The Integrated Play Groups (IPG) model grew from a concern for the many children excluded from common peer-play experiences. IPGs support children with autism by engaging them in play with typical peers and siblings in regular social settings. With two decades of research and practice, IPGs have evolved, often shaped by new developments in the ever-expanding field of autism. The Autism Institute on Peer Socialization and Play (www.autiminstitute.com) advances IPG training, research, and development efforts. Recognized as one of the established best practices for children on the autism spectrum (American Speech-Language-Hearing Association 2006; Darling-Hammond et al. 2005; Disalvo and Oswald 2002; Iovannone 2003; National Autism Center 2009), IPGs have been widely used in regional, national, and international school and community programs. Originally developed for children in early and middle childhood (ages three to eleven years), IPGs are now being adapted for older populations by incorporating creative activities that are playful in nature and appealing to diverse age groups.

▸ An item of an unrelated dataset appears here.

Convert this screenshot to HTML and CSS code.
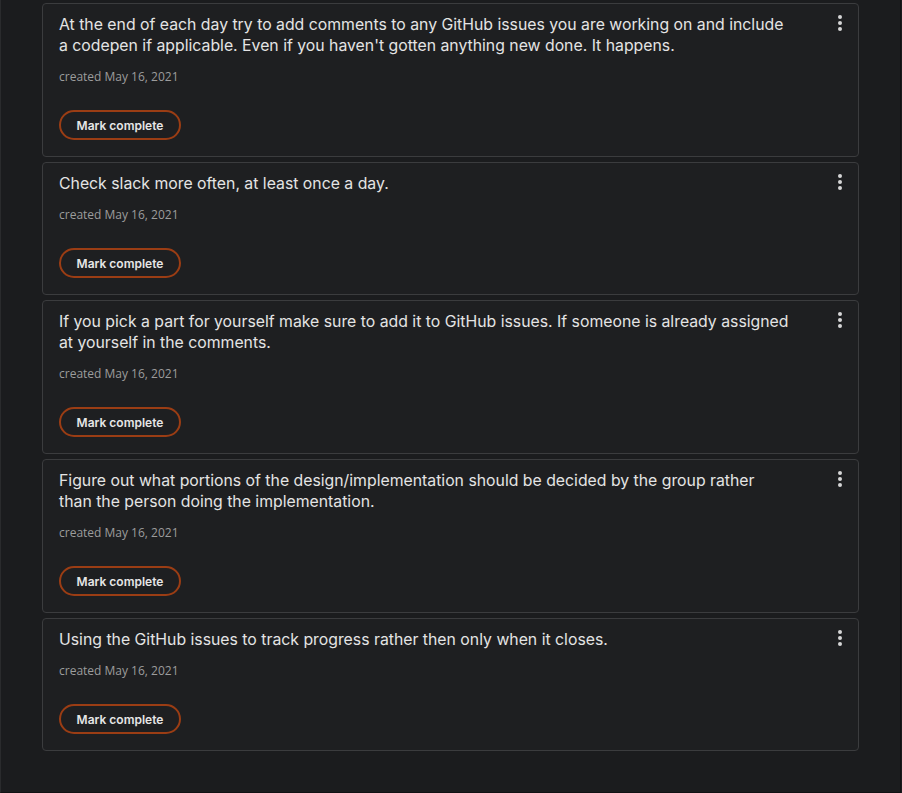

This article focuses on the theory behind the IPG model as applied to
children and as adapted for adolescents. We begin with an examination of the nature of play and the problems it presents for children with autism from developmental and sociocultural perspectives. We next describe the conceptual design of IPGs and the intervention approach (guided participation) for children. We highlight innovative extensions of the IPG model for older populations through Integrated Teen Social Groups (ITSGs). We conclude by summarizing the relevant research and discussing their implications.